Reading: Matthew 14
13 When Jesus heard what had happened, he withdrew by boat privately to a solitary place. Hearing of this, the crowds followed him on foot from the towns. 14 When Jesus landed and saw a large crowd, he had compassion on them and healed their sick. 15 As evening approached, the disciples came to him and said, "This is a remote place, and it's already getting late. Send the crowds away, so they can go to the villages and buy themselves some food." 16 Jesus replied, "They do not need to go away. You give them something to eat." 17 "We have here only five loaves of bread and two fish," they answered. 18 "Bring them here to me," he said. 19 And he directed the people to sit down on the grass. Taking the five loaves and the two fish and looking up to heaven, he gave thanks and broke the loaves. Then he gave them to the disciples, and the disciples gave them to the people. 20 They all ate and were satisfied, and the disciples picked up twelve basketfuls of broken pieces that were left over. 21 The number of those who ate was about five thousand men, besides women and children.

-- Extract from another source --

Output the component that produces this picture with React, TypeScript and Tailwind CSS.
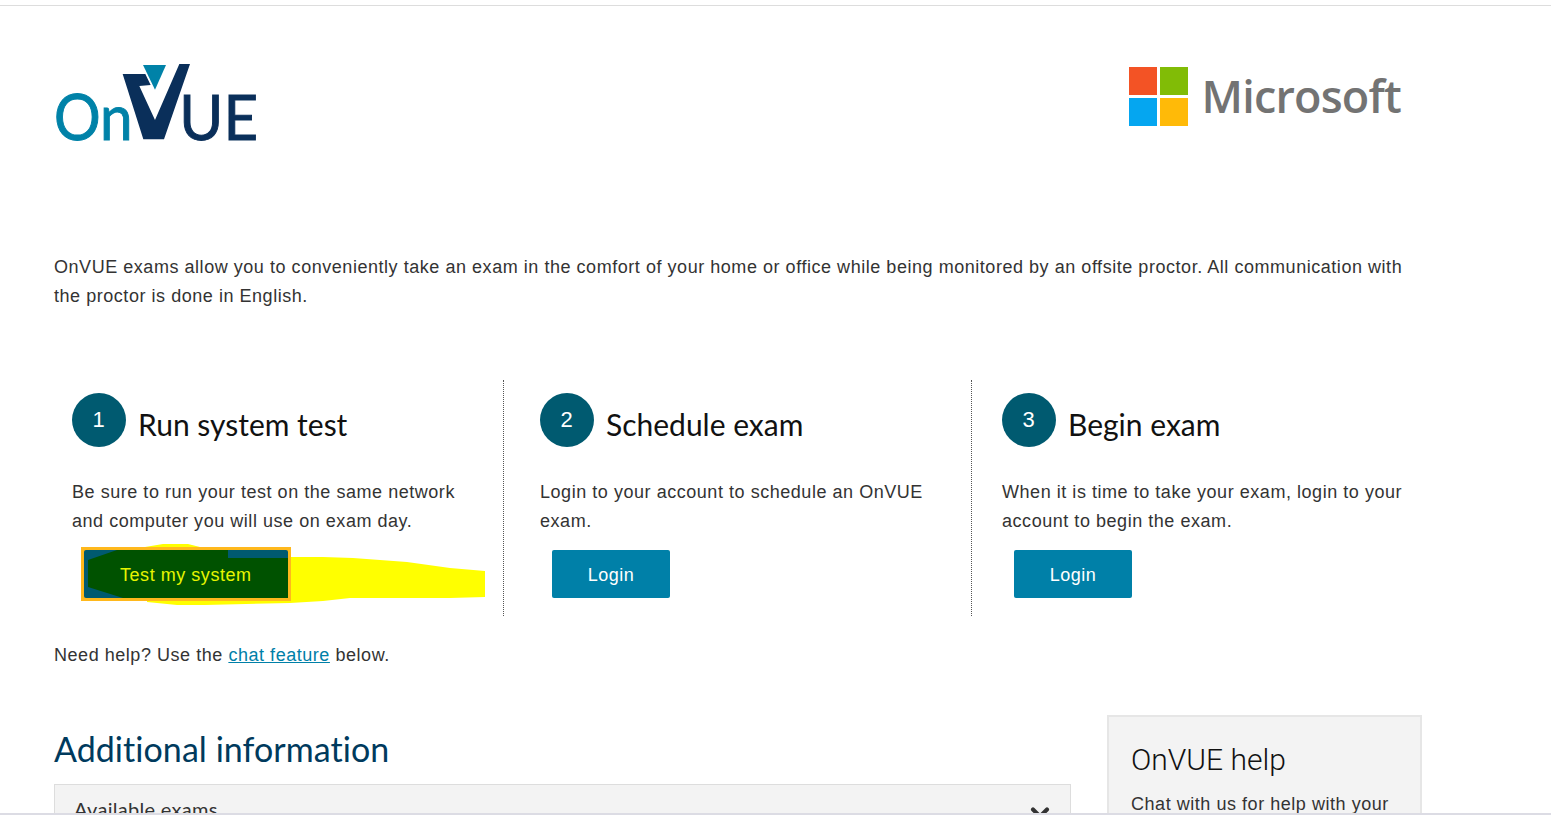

22 Immediately Jesus made the disciples get into the boat and go on ahead of him to the other side, while he dismissed the crowd. 23 After he had dismissed them, he went up on a mountainside by himself to pray. (Matthew 14:13-23a NIV)
Reflecting and Thinking
This chapter reflects a turning point in Jesus' ministry. We are about to move from increasing crowds to increasing doubt, from increasing popularity to increasing animosity. The death of John the Baptist touched Jesus deeply. John was a near relative, as well as a friend, supporter, and herald. Jesus withdrew. When the crowds followed him, Jesus compassionately fed them. We know from John's Gospel that this event caused the crowds to want to crown Jesus as their king. Perhaps the disciples also bought into the idea, because verse 22 uses a strong word when it says Jesus MADE the disciples get into the boat. Once the disciples are gone, he can dismiss the crowd with their ill-conceived idea and plan.
There comes a time in every life (sometimes many such times) when it is easy to get one's mission and purpose out of focus. Mission easily becomes fuzzy. We forget why we are here and what we are to do. We are easily sidetracked, especially when others are pleased or served. We can justify a variety of detours.
Jesus comes walking to the disciples on the water and the disciples are terrified. The question surfaces again: Who is Jesus? Is this really Jesus? When all has calmed down, the validating affirmation should hit us full force: Truly you are the Son of God (14:33). Jesus is the one he claims to be. He is therefore able to do what God sent him to do. How sad would it be if he were to get off-mission? How sad is it today when God's people get off-mission! Take time today to pray about what God is doing in your life and for clarity that you might understand his mission in your life.
Dear God, keep us on mission in our Christian lives. So many good things beckon. Help us choose what is best. May we not be satisfied with being mediocre; may we not be satisfied with less than all you desire in our lives, in Jesus' name, Amen.